CSU Long Beach -- October 31, 2003

Professor, Students from Cal State Long Beach Take Trip to Brazil for Health Care Research

Gina Piane won’t take no for an answer.

The associate professor of health science at California State University, Long Beach was told she could not take her students to Kenya in 2003 to study Third World health care because a State Department travel warning deemed the terrorist threat too great.

All right then, make it Brazil.

In four days, Piane organized a two-week trip to the enormous South American nation that took 10 CSULB students from Sao Paolo, the third-largest city on earth, to the favelas of Rio de Janeiro, home to many of Brazil’s most dangerous drug lords.

“This was my first trip to Brazil,” Piane said. With the help of a former colleague from Northern Illinois University where she worked for 12 years, she got her own answers to some of the top issues in health care in the developing nations.

“We toured Sao Paolo first and were just overwhelmed by the sheer urban weight,” she recalled. “We left for Rio after only a few days and we were treated very well.” The students and she visited health care institutes that gave their reasons why Brazil broke the AZT patent to fight AIDS, as well as trips to hospitals and a health education site for Brazilian children.

One of the trip’s peak experiences was a tour of several Rio favelas. “It reminded me of growing up on the West side of Chicago because that’s where the drug lords live and therefore were some of the safest neighborhoods in town,” she explained.

The students and she walked through shantytowns where electricity is filched in knots of wiring and communities of squatters build houses on top of each other.

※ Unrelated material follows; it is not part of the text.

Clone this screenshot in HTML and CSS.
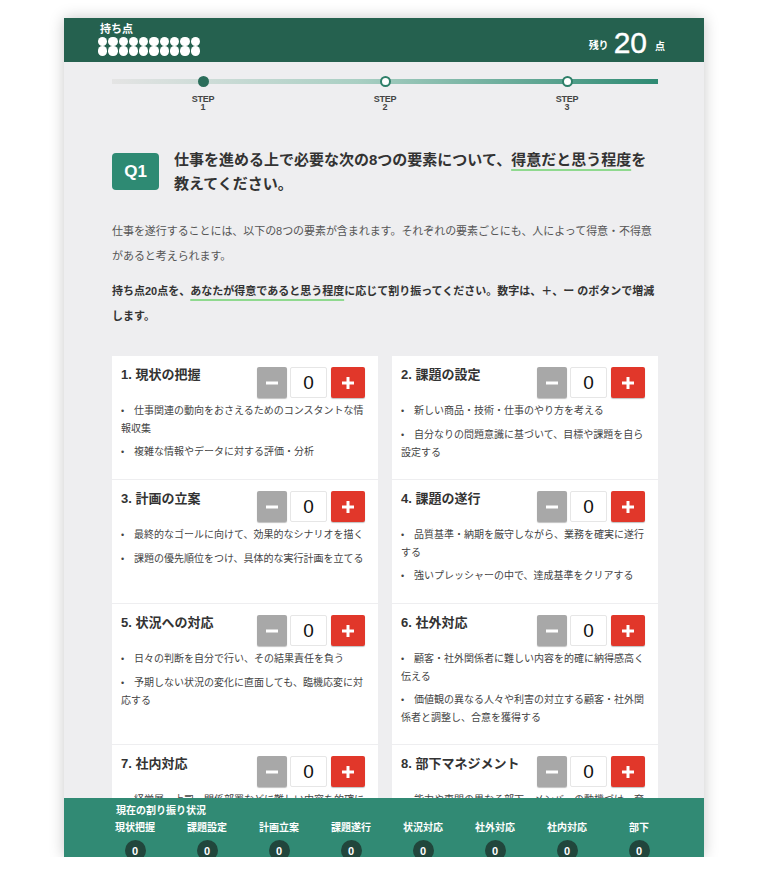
FILE: index.html
```html
<!DOCTYPE html>
<html lang="ja">
<head>
<meta charset="utf-8">
<title>Q1</title>
<link rel="stylesheet" href="styles.css">
</head>
<body>
<div class="frame">
  <header class="top">
    <div class="points">
      <div class="points-label">持ち点</div>
      <div class="dots">
        <span class="dot"></span><span class="dot"></span><span class="dot"></span><span class="dot"></span><span class="dot"></span><span class="dot"></span><span class="dot"></span><span class="dot"></span><span class="dot"></span><span class="dot"></span>
        <span class="dot"></span><span class="dot"></span><span class="dot"></span><span class="dot"></span><span class="dot"></span><span class="dot"></span><span class="dot"></span><span class="dot"></span><span class="dot"></span><span class="dot"></span>
      </div>
    </div>
    <div class="remain"><span class="remain-label">残り</span><span class="remain-num">20</span><span class="remain-unit">点</span></div>
  </header>

  <main class="body">
    <div class="steps">
      <div class="step active"><span class="step-dot"></span><span class="step-label">STEP<br>1</span></div>
      <div class="step"><span class="step-dot"></span><span class="step-label">STEP<br>2</span></div>
      <div class="step"><span class="step-dot"></span><span class="step-label">STEP<br>3</span></div>
    </div>

    <div class="question">
      <div class="q-badge">Q1</div>
      <h1 class="q-text">仕事を進める上で必要な次の8つの要素について、<span class="mark">得意だと思う程度</span>を教えてください。</h1>
    </div>

    <p class="lead">仕事を遂行することには、以下の8つの要素が含まれます。それぞれの要素ごとにも、人によって得意・不得意があると考えられます。</p>
    <p class="lead strong">持ち点20点を、<span class="mark">あなたが得意であると思う程度</span>に応じて割り振ってください。数字は、＋、ー のボタンで増減します。</p>

    <div class="cards">
      <section class="card">
        <div class="card-head">
          <h2 class="card-title">1. 現状の把握</h2>
          <div class="stepper">
            <button class="btn minus" type="button"><svg width="12" height="12" viewBox="0 0 12 12"><rect x="0" y="4.5" width="12" height="3" fill="#fff"/></svg></button>
            <span class="count">0</span>
            <button class="btn plus" type="button"><svg width="12" height="12" viewBox="0 0 12 12"><rect x="0" y="4.5" width="12" height="3" fill="#fff"/><rect x="4.5" y="0" width="3" height="12" fill="#fff"/></svg></button>
          </div>
        </div>
        <ul class="items">
          <li>仕事関連の動向をおさえるためのコンスタントな情報収集</li>
          <li>複雑な情報やデータに対する評価・分析</li>
        </ul>
      </section>

      <section class="card">
        <div class="card-head">
          <h2 class="card-title">2. 課題の設定</h2>
          <div class="stepper">
            <button class="btn minus" type="button"><svg width="12" height="12" viewBox="0 0 12 12"><rect x="0" y="4.5" width="12" height="3" fill="#fff"/></svg></button>
            <span class="count">0</span>
            <button class="btn plus" type="button"><svg width="12" height="12" viewBox="0 0 12 12"><rect x="0" y="4.5" width="12" height="3" fill="#fff"/><rect x="4.5" y="0" width="3" height="12" fill="#fff"/></svg></button>
          </div>
        </div>
        <ul class="items">
          <li>新しい商品・技術・仕事のやり方を考える</li>
          <li>自分なりの問題意識に基づいて、目標や課題を自ら設定する</li>
        </ul>
      </section>

      <section class="card">
        <div class="card-head">
          <h2 class="card-title">3. 計画の立案</h2>
          <div class="stepper">
            <button class="btn minus" type="button"><svg width="12" height="12" viewBox="0 0 12 12"><rect x="0" y="4.5" width="12" height="3" fill="#fff"/></svg></button>
            <span class="count">0</span>
            <button class="btn plus" type="button"><svg width="12" height="12" viewBox="0 0 12 12"><rect x="0" y="4.5" width="12" height="3" fill="#fff"/><rect x="4.5" y="0" width="3" height="12" fill="#fff"/></svg></button>
          </div>
        </div>
        <ul class="items">
          <li>最終的なゴールに向けて、効果的なシナリオを描く</li>
          <li>課題の優先順位をつけ、具体的な実行計画を立てる</li>
        </ul>
      </section>

      <section class="card">
        <div class="card-head">
          <h2 class="card-title">4. 課題の遂行</h2>
          <div class="stepper">
            <button class="btn minus" type="button"><svg width="12" height="12" viewBox="0 0 12 12"><rect x="0" y="4.5" width="12" height="3" fill="#fff"/></svg></button>
            <span class="count">0</span>
            <button class="btn plus" type="button"><svg width="12" height="12" viewBox="0 0 12 12"><rect x="0" y="4.5" width="12" height="3" fill="#fff"/><rect x="4.5" y="0" width="3" height="12" fill="#fff"/></svg></button>
          </div>
        </div>
        <ul class="items">
          <li>品質基準・納期を厳守しながら、業務を確実に遂行する</li>
          <li>強いプレッシャーの中で、達成基準をクリアする</li>
        </ul>
      </section>

      <section class="card">
        <div class="card-head">
          <h2 class="card-title">5. 状況への対応</h2>
          <div class="stepper">
            <button class="btn minus" type="button"><svg width="12" height="12" viewBox="0 0 12 12"><rect x="0" y="4.5" width="12" height="3" fill="#fff"/></svg></button>
            <span class="count">0</span>
            <button class="btn plus" type="button"><svg width="12" height="12" viewBox="0 0 12 12"><rect x="0" y="4.5" width="12" height="3" fill="#fff"/><rect x="4.5" y="0" width="3" height="12" fill="#fff"/></svg></button>
          </div>
        </div>
        <ul class="items">
          <li>日々の判断を自分で行い、その結果責任を負う</li>
          <li>予期しない状況の変化に直面しても、臨機応変に対応する</li>
        </ul>
      </section>

      <section class="card">
        <div class="card-head">
          <h2 class="card-title">6. 社外対応</h2>
          <div class="stepper">
            <button class="btn minus" type="button"><svg width="12" height="12" viewBox="0 0 12 12"><rect x="0" y="4.5" width="12" height="3" fill="#fff"/></svg></button>
            <span class="count">0</span>
            <button class="btn plus" type="button"><svg width="12" height="12" viewBox="0 0 12 12"><rect x="0" y="4.5" width="12" height="3" fill="#fff"/><rect x="4.5" y="0" width="3" height="12" fill="#fff"/></svg></button>
          </div>
        </div>
        <ul class="items">
          <li>顧客・社外関係者に難しい内容を的確に納得感高く伝える</li>
          <li>価値観の異なる人々や利害の対立する顧客・社外関係者と調整し、合意を獲得する</li>
        </ul>
      </section>

      <section class="card">
        <div class="card-head">
          <h2 class="card-title">7. 社内対応</h2>
          <div class="stepper">
            <button class="btn minus" type="button"><svg width="12" height="12" viewBox="0 0 12 12"><rect x="0" y="4.5" width="12" height="3" fill="#fff"/></svg></button>
            <span class="count">0</span>
            <button class="btn plus" type="button"><svg width="12" height="12" viewBox="0 0 12 12"><rect x="0" y="4.5" width="12" height="3" fill="#fff"/><rect x="4.5" y="0" width="3" height="12" fill="#fff"/></svg></button>
          </div>
        </div>
        <ul class="items">
          <li>経営層・上司・関係部署などに難しい内容を的確に納得感高く伝える</li>
          <li>立場の異なる社内関係者と調整し、協力を得る</li>
        </ul>
      </section>

      <section class="card">
        <div class="card-head">
          <h2 class="card-title">8. 部下マネジメント</h2>
          <div class="stepper">
            <button class="btn minus" type="button"><svg width="12" height="12" viewBox="0 0 12 12"><rect x="0" y="4.5" width="12" height="3" fill="#fff"/></svg></button>
            <span class="count">0</span>
            <button class="btn plus" type="button"><svg width="12" height="12" viewBox="0 0 12 12"><rect x="0" y="4.5" width="12" height="3" fill="#fff"/><rect x="4.5" y="0" width="3" height="12" fill="#fff"/></svg></button>
          </div>
        </div>
        <ul class="items">
          <li>能力や専門の異なる部下・メンバーの動機づけ・育成を行う</li>
          <li>チームの目標を示し、メンバーをまとめる</li>
        </ul>
      </section>
    </div>
  </main>

  <footer class="summary">
    <div class="summary-title">現在の割り振り状況</div>
    <div class="summary-grid">
      <div class="summary-col"><span class="summary-label">現状把握</span><span class="summary-val">0</span></div>
      <div class="summary-col"><span class="summary-label">課題設定</span><span class="summary-val">0</span></div>
      <div class="summary-col"><span class="summary-label">計画立案</span><span class="summary-val">0</span></div>
      <div class="summary-col"><span class="summary-label">課題遂行</span><span class="summary-val">0</span></div>
      <div class="summary-col"><span class="summary-label">状況対応</span><span class="summary-val">0</span></div>
      <div class="summary-col"><span class="summary-label">社外対応</span><span class="summary-val">0</span></div>
      <div class="summary-col"><span class="summary-label">社内対応</span><span class="summary-val">0</span></div>
      <div class="summary-col"><span class="summary-label">部下</span><span class="summary-val">0</span></div>
    </div>
  </footer>
</div>
</body>
</html>
```

FILE: styles.css
```css
* { box-sizing: border-box; }

html, body {
  margin: 0;
  padding: 0;
  background: #ffffff;
}

body {
  font-family: "Liberation Sans", "Noto Sans CJK JP", sans-serif;
  color: #333;
}

.frame {
  width: 640px;
  height: 839px;
  margin: 18px auto 0;
  display: flex;
  flex-direction: column;
  overflow: hidden;
  background: #eeeef0;
  box-shadow: 0 0 14px rgba(0, 0, 0, 0.22);
}

/* header */
.top {
  flex: 0 0 44px;
  height: 44px;
  background: #25614f;
  color: #fff;
  display: flex;
  justify-content: space-between;
  align-items: flex-start;
  padding: 4px 39px 0 34px;
}

.points-label {
  font-size: 11px;
  font-weight: bold;
  line-height: 14px;
  padding-left: 2px;
}

.dots {
  display: grid;
  grid-template-columns: repeat(10, 9.3px);
  column-gap: 1px;
  row-gap: 0;
  margin-top: 1px;
}

.dot {
  width: 9.3px;
  height: 9.3px;
  border-radius: 50%;
  background: #fff;
}

.remain {
  display: flex;
  align-items: baseline;
  margin-top: 6px;
}

.remain-label {
  font-size: 10px;
  font-weight: bold;
  margin-right: 5px;
  position: relative;
  top: -4px;
}

.remain-num {
  font-size: 30px;
  line-height: 30px;
  margin-right: 8px;
  -webkit-text-stroke: 0.4px #fff;
}

.remain-unit {
  font-size: 10px;
  font-weight: bold;
  position: relative;
  top: -3px;
}

/* main */
.body {
  flex: 1 1 auto;
  overflow: hidden;
  padding: 0 46px 0 48px;
}

.steps {
  display: grid;
  grid-template-columns: repeat(3, 1fr);
  padding-top: 14px;
  background-image: linear-gradient(90deg, #e4e4e4 0%, #a9cfc3 45%, #2e8a73 100%);
  background-repeat: no-repeat;
  background-size: 100% 5px;
  background-position: 0 17px;
}

.step {
  display: flex;
  flex-direction: column;
  align-items: center;
}

.step-dot {
  width: 11px;
  height: 11px;
  border-radius: 50%;
  background: #fff;
  border: 2px solid #2e7f69;
}

.step.active .step-dot {
  background: #2b6e5b;
  border-color: #2b6e5b;
}

.step-label {
  margin-top: 8px;
  font-size: 9px;
  font-weight: bold;
  line-height: 8px;
  color: #444;
  text-align: center;
  letter-spacing: -0.2px;
}

.question {
  display: flex;
  align-items: flex-start;
  gap: 15px;
  margin-top: 37px;
}

.q-badge {
  flex: 0 0 47px;
  height: 37px;
  margin-top: 5px;
  border-radius: 4px;
  background: #2e8a73;
  color: #fff;
  font-size: 17px;
  font-weight: bold;
  display: flex;
  align-items: center;
  justify-content: center;
}

.q-text {
  flex: 1;
  margin: 0;
  font-size: 15px;
  font-weight: bold;
  line-height: 24px;
  color: #333;
}

.mark {
  text-decoration: underline;
  text-decoration-color: #8fd98f;
  text-decoration-thickness: 2px;
  text-underline-offset: 4px;
}

.lead {
  margin: 23px 0 0;
  font-size: 11px;
  line-height: 25px;
  color: #555;
  letter-spacing: -0.06px;
}

.lead.strong {
  margin-top: 10px;
  font-weight: bold;
  color: #333;
  letter-spacing: 0;
}

/* cards */
.cards {
  display: grid;
  grid-template-columns: 1fr 1fr;
  column-gap: 14px;
  row-gap: 1px;
  margin-top: 27px;
}

.card {
  background: #fff;
  padding: 11px 13px 18px 9px;
}

.card-head {
  display: flex;
  justify-content: space-between;
  align-items: flex-start;
}

.card-title {
  margin: 0;
  font-size: 13px;
  font-weight: bold;
  line-height: 16px;
  color: #333;
}

.stepper {
  display: flex;
  align-items: stretch;
  height: 31px;
}

.btn {
  border: 0;
  padding: 0;
  margin: 0;
  height: 31px;
  border-radius: 2px;
  display: flex;
  align-items: center;
  justify-content: center;
  box-shadow: 0 1px 1px rgba(0, 0, 0, 0.25);
}

.btn.minus {
  width: 30px;
  background: #a8a8a8;
}

.btn.plus {
  width: 34px;
  background: #e1372a;
}

.count {
  width: 37px;
  margin: 0 4px 0 3px;
  background: #fff;
  border: 1px solid #e6e6e6;
  border-radius: 2px;
  display: flex;
  align-items: center;
  justify-content: center;
  font-size: 19px;
  color: #111;
}

.items {
  list-style: none;
  margin: 4px 0 0;
  padding: 0;
}

.items li {
  font-size: 10px;
  line-height: 17px;
  color: #444;
}

.items li + li {
  margin-top: 6px;
}

.items li::before {
  content: "•";
  display: inline-block;
  width: 13px;
  font-size: 9px;
}

/* footer */
.summary {
  flex: 0 0 59px;
  height: 59px;
  overflow: hidden;
  background: #318a74;
  color: #fff;
  padding: 6px 0 0 35px;
}

.summary-title {
  font-size: 10px;
  font-weight: bold;
  line-height: 14px;
  margin-left: 17px;
}

.summary-grid {
  display: grid;
  grid-template-columns: repeat(8, 72px);
  margin-top: 3px;
}

.summary-col {
  display: flex;
  flex-direction: column;
  align-items: center;
}

.summary-label {
  font-size: 10px;
  font-weight: bold;
  line-height: 14px;
}

.summary-val {
  width: 21px;
  height: 21px;
  margin-top: 5px;
  border-radius: 50%;
  background: #21463c;
  display: flex;
  align-items: center;
  justify-content: center;
  font-size: 11px;
  font-weight: bold;
}
```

“We saw non-governmental agencies that provided free day care and after school care for favela children,” she noted. “We were impressed by how hard these agencies worked to help the children finish their educations.” Next stop was Porto Allegra where military hospitals explained the influence of the US DARE program and how it helped law enforcement educate Brazilians about health care.

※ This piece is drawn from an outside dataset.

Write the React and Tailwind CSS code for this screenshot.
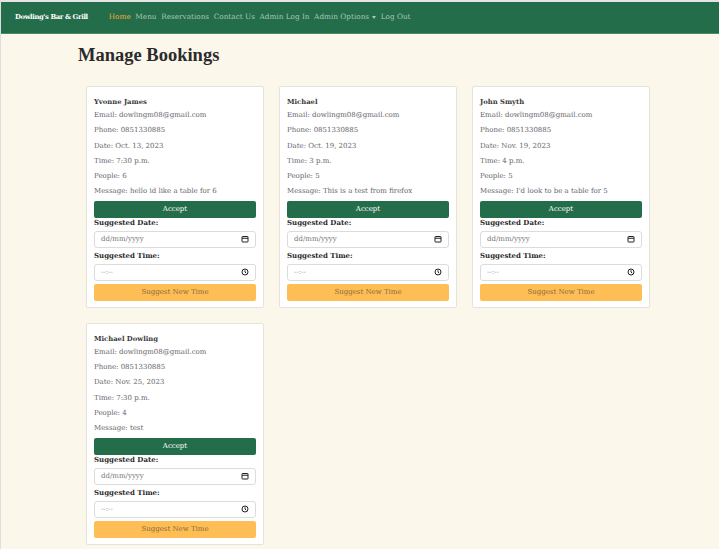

She came away from the visit impressed by what she saw as the compassion of Brazilian health care. “They are not just concerned about the bottom line. Just look at the AZT patent breakthrough. They would not stand around while Brazilians died,” she said. “And I was pleased by the quality of dental care. Forty years ago, the Brazilians were known as the people without teeth. Now, with more dentists per capita than we have in the United States, that is changing.”

Piane is anxious to return to Brazil. “I’d like to see the flip side of the country and travel the Amazon,” she said. But her wanderlust will not be slaked by a second glimpse of Rio. “I want to visit Kenya because I feel I owe an educational tour there to the Kenyans who expected me this year,” she said. “I also want to visit Yemen to train Yemenis in traditional birth attendance.”

Piane received her B.A., M.P.H. and Dr.P.H. from the University of Illinois in Chicago, earning a doctorate in public health with an emphasis in health education and chronic disease. She is an expert in international health, health promotion, the treatment of drug addiction, patterns of drug use and epidemiology.